Fortuna
- Type: Juice
- Manufacturer: Agros Nova
- Origin: Poland
- Introduced: 1987
- Related products: Dr Witt
- Website: www.fortuna.com.pl

= Fortuna (company) =

Polish beverage company

Fortuna is a drink beverage company in Poland owned by and part of the Agros Nova. The company was founded in 1987 with the carrot-flavoured Karotka drink in a carton. The company's slogan is Full of Life. In 2003, the company was bought by the Agros Nova firm; the firm expanded the company's different products, bringing more customers to its products.

==History==

The company slogan and television advertisement in 1999 was Karotka – Full of Life. In 2000, the company began its vegetable mixes and started with the tomato juice flavour which was awarded the Sign of Health X in Poland. In 2003, the company joined the Agros Nova firm. In the same year, the company also introduced the Tabasco flavour and Italian Herbs flavour, which went on sale in August 2004 and improved their Mirando drinks with the glass-bottled 250 ml version. In the same year, the company started its online website and service Fortuna. The Fortuna company the same year had also introduced their milk drinks called Frutimil.
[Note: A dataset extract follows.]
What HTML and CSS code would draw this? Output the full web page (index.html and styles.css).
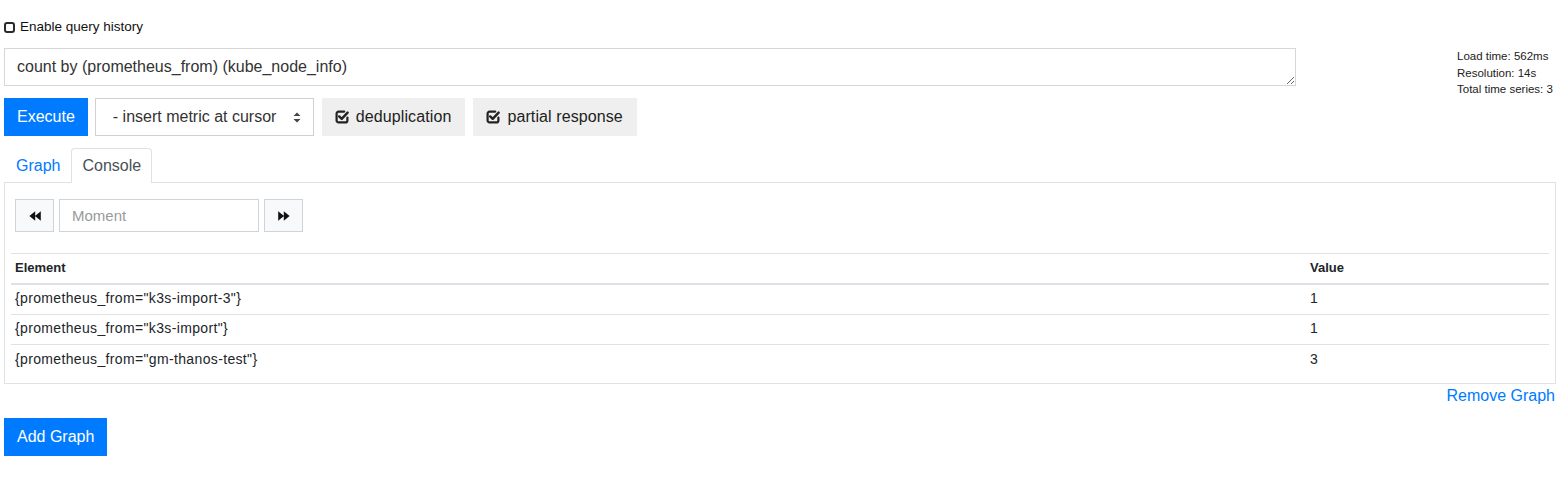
FILE: index.html
```html
<!DOCTYPE html>
<html>
<head>
<meta charset="utf-8">
<link rel="stylesheet" href="styles.css">
</head>
<body>
<div class="page">
  <div class="history">
    <input type="checkbox" class="cb" id="hist">
    <label for="hist">Enable query history</label>
  </div>

  <div class="query-row">
    <div class="query-main">
      <textarea class="expr" rows="1">count by (prometheus_from) (kube_node_info)</textarea>
      <div class="actions">
        <button class="btn btn-primary">Execute</button>
        <div class="select">
          <span>- insert metric at cursor</span>
          <svg class="updown" width="8" height="11" viewBox="0 0 8 11"><path d="M4 0.5 L7.5 4 L0.5 4 Z M4 10.5 L7.5 7 L0.5 7 Z" fill="#444"/></svg>
        </div>
        <button class="btn btn-toggle">
          <svg class="chk" width="14" height="14" viewBox="0 0 14 14"><path d="M9.2 1.6 H3.6 A2 2 0 0 0 1.6 3.6 V10.4 A2 2 0 0 0 3.6 12.4 H10.4 A2 2 0 0 0 12.4 10.4 V7.6" fill="none" stroke="#222" stroke-width="2.2" stroke-linecap="round"/><path d="M4.2 6.4 L6.7 8.8 L12.6 2.6" fill="none" stroke="#222" stroke-width="2.4" stroke-linecap="round" stroke-linejoin="round"/></svg>
          <span>deduplication</span>
        </button>
        <button class="btn btn-toggle">
          <svg class="chk" width="14" height="14" viewBox="0 0 14 14"><path d="M9.2 1.6 H3.6 A2 2 0 0 0 1.6 3.6 V10.4 A2 2 0 0 0 3.6 12.4 H10.4 A2 2 0 0 0 12.4 10.4 V7.6" fill="none" stroke="#222" stroke-width="2.2" stroke-linecap="round"/><path d="M4.2 6.4 L6.7 8.8 L12.6 2.6" fill="none" stroke="#222" stroke-width="2.4" stroke-linecap="round" stroke-linejoin="round"/></svg>
          <span>partial response</span>
        </button>
      </div>
    </div>
    <div class="stats">
      <div>Load time: 562ms</div>
      <div>Resolution: 14s</div>
      <div>Total time series: 3</div>
    </div>
  </div>

  <div class="tabs">
    <a class="tab">Graph</a>
    <a class="tab active">Console</a>
  </div>

  <div class="panel">
    <div class="moment">
      <button class="nav-btn">
        <svg width="12" height="10" viewBox="0 0 12 10"><path d="M6.2 0.3 L0.4 5 L6.2 9.7 Z M11.8 0.3 L6 5 L11.8 9.7 Z" fill="#111"/></svg>
      </button>
      <input class="moment-input" type="text" placeholder="Moment">
      <button class="nav-btn">
        <svg width="12" height="10" viewBox="0 0 12 10"><path d="M0.2 0.3 L6 5 L0.2 9.7 Z M5.8 0.3 L11.6 5 L5.8 9.7 Z" fill="#111"/></svg>
      </button>
    </div>
    <div class="table-wrap">
      <table class="results">
        <thead>
          <tr><th>Element</th><th class="val">Value</th></tr>
        </thead>
        <tbody>
          <tr><td>{prometheus_from="k3s-import-3"}</td><td>1</td></tr>
          <tr><td>{prometheus_from="k3s-import"}</td><td>1</td></tr>
          <tr><td>{prometheus_from="gm-thanos-test"}</td><td>3</td></tr>
        </tbody>
      </table>
    </div>
  </div>

  <div class="remove-row"><a class="link">Remove Graph</a></div>

  <button class="btn btn-primary">Add Graph</button>
</div>
</body>
</html>
```

FILE: styles.css
```css
* { box-sizing: border-box; }
html, body { margin: 0; padding: 0; background: #fff; }
body {
  font-family: "Liberation Sans", Arial, sans-serif;
  color: #212529;
  font-size: 16px;
  line-height: 1.5;
}
.page {
  padding: 17px 12px 20px 4px;
}

.history {
  display: flex;
  align-items: center;
  height: 20px;
  margin-bottom: 11px;
  font-size: 13.5px;
}
.cb {
  -webkit-appearance: none;
  appearance: none;
  width: 11px;
  height: 11px;
  margin: 0 5px 0 0;
  border: 2px solid #2a2a2a;
  border-radius: 3px;
  background: #fff;
}
.history label { color: #111; }

.query-row {
  display: flex;
  justify-content: space-between;
  align-items: flex-start;
}
.query-main { width: 1292px; }
.expr {
  display: block;
  width: 100%;
  height: 38px;
  padding: 6px 12px;
  font-family: inherit;
  font-size: 16px;
  line-height: 24px;
  color: #333;
  border: 1px solid #d6d6d6;
  border-radius: 0;
  resize: vertical;
  overflow: hidden;
}
.actions {
  display: flex;
  gap: 8px;
  margin-top: 12px;
}
.btn {
  font-family: inherit;
  font-size: 16px;
  line-height: 24px;
  height: 38px;
  padding: 6px 12px;
  border: 1px solid transparent;
  border-radius: 0;
  display: inline-flex;
  align-items: center;
}
.btn-primary {
  background: #007bff;
  border-color: #007bff;
  color: #fff;
}
.select {
  width: 219px;
  height: 38px;
  margin-left: -1px;
  border: 1px solid #d0d0d0;
  display: flex;
  align-items: center;
  justify-content: space-between;
  padding: 0 12px 0 17px;
  color: #333;
  font-size: 16px;
}
.updown { display: block; }
.btn-toggle {
  background: #efefef;
  border-color: #efefef;
  color: #222;
  padding: 6px 13px 6px 12px;
  gap: 7px;
}
.btn-toggle span { letter-spacing: 0.1px; }
.chk { display: block; }

.stats {
  width: 99px;
  white-space: nowrap;
  font-size: 11.5px;
  line-height: 16.5px;
  color: #222;
}

.tabs {
  display: flex;
  margin-top: 12px;
  padding-left: 1px;
}
.tab {
  display: block;
  padding: 5px 10px 4px;
  line-height: 24px;
  font-size: 16px;
  color: #007bff;
  border: 1px solid transparent;
  border-bottom: none;
  border-radius: 4px 4px 0 0;
}
.tab.active {
  color: #495057;
  border-color: #dee2e6;
  background: #fff;
  margin-bottom: -1px;
  position: relative;
  padding-bottom: 5px;
}

.panel {
  border: 1px solid #dee2e6;
  padding: 16px 10px 9px;
}
.moment {
  display: flex;
  align-items: center;
}
.nav-btn {
  width: 39px;
  height: 33px;
  background: #f8f9fa;
  border: 1px solid #ced4da;
  border-radius: 0;
  display: flex;
  align-items: center;
  justify-content: center;
  padding: 0;
}
.moment-input {
  width: 200px;
  height: 33px;
  margin: 0 5px;
  border: 1px solid #ced4da;
  border-radius: 0;
  padding: 0 12px;
  font-family: inherit;
  font-size: 15px;
}
.moment-input::placeholder { color: #9a9a9a; }

.table-wrap {
  margin: 21px -4px 0;
}
.results {
  width: 100%;
  border-collapse: collapse;
  font-size: 14px;
  line-height: 19.5px;
  color: #212529;
}
.results th, .results td {
  text-align: left;
  padding: 4.8px 4px;
  border-top: 1px solid #dee2e6;
}
.results td { letter-spacing: 0.35px; }
.results thead th {
  border-bottom: 2px solid #dee2e6;
  font-weight: bold;
  font-size: 13px;
  padding: 4.3px 4px 4.8px;
}
.results .val { width: 243px; }

.remove-row {
  display: flex;
  justify-content: flex-end;
  padding-right: 1px;
  margin-bottom: 10px;
}
.link {
  color: #007bff;
  font-size: 16px;
  line-height: 24px;
}
```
In 2005, the company introduced their duo range of new flavours – by this they mixed apple and mint together and called it the Apple Mint Duo Drink, other products in the range are listed in the list below. In 2008, the company iwa in eighth place in The Best Non Alcoholic Drinks according to Rzeczpospolita Newspaper. In 2009, the company reintroduced its Karotka juice drink with no added sugar and made five new flavours. In 2011, the company part of the Agros Nova sponsored the Polish Taniec Z Gwiazdami Dancing on Ice on TVN (Poland) television channel. In 2012, the company sponsored the Polish Mam Talent (Poland's Got Talent) on TVN (Poland) channel and advertised the company between the show advertisement.

===Products===
- Fruit drinks Flavours are: pineapple, white grapefruit, red grapefruit, apple, apple light, mandarin, multivitamin, orange, orange with bits, green grapefruit Sweetie.
- Nectar drinks Flavours are: banana, peach, blackcurrant, plum, red grapefruit (2 Litre), apple (2 Litre), multivitamin (2 Litre) and orange (2 litre).
- Drinks Flavours are: white grapes and red grapes.
- Vegetable juices 100% Flavours are : tomato, Tabasco sauce tomatoes and multi vegetable.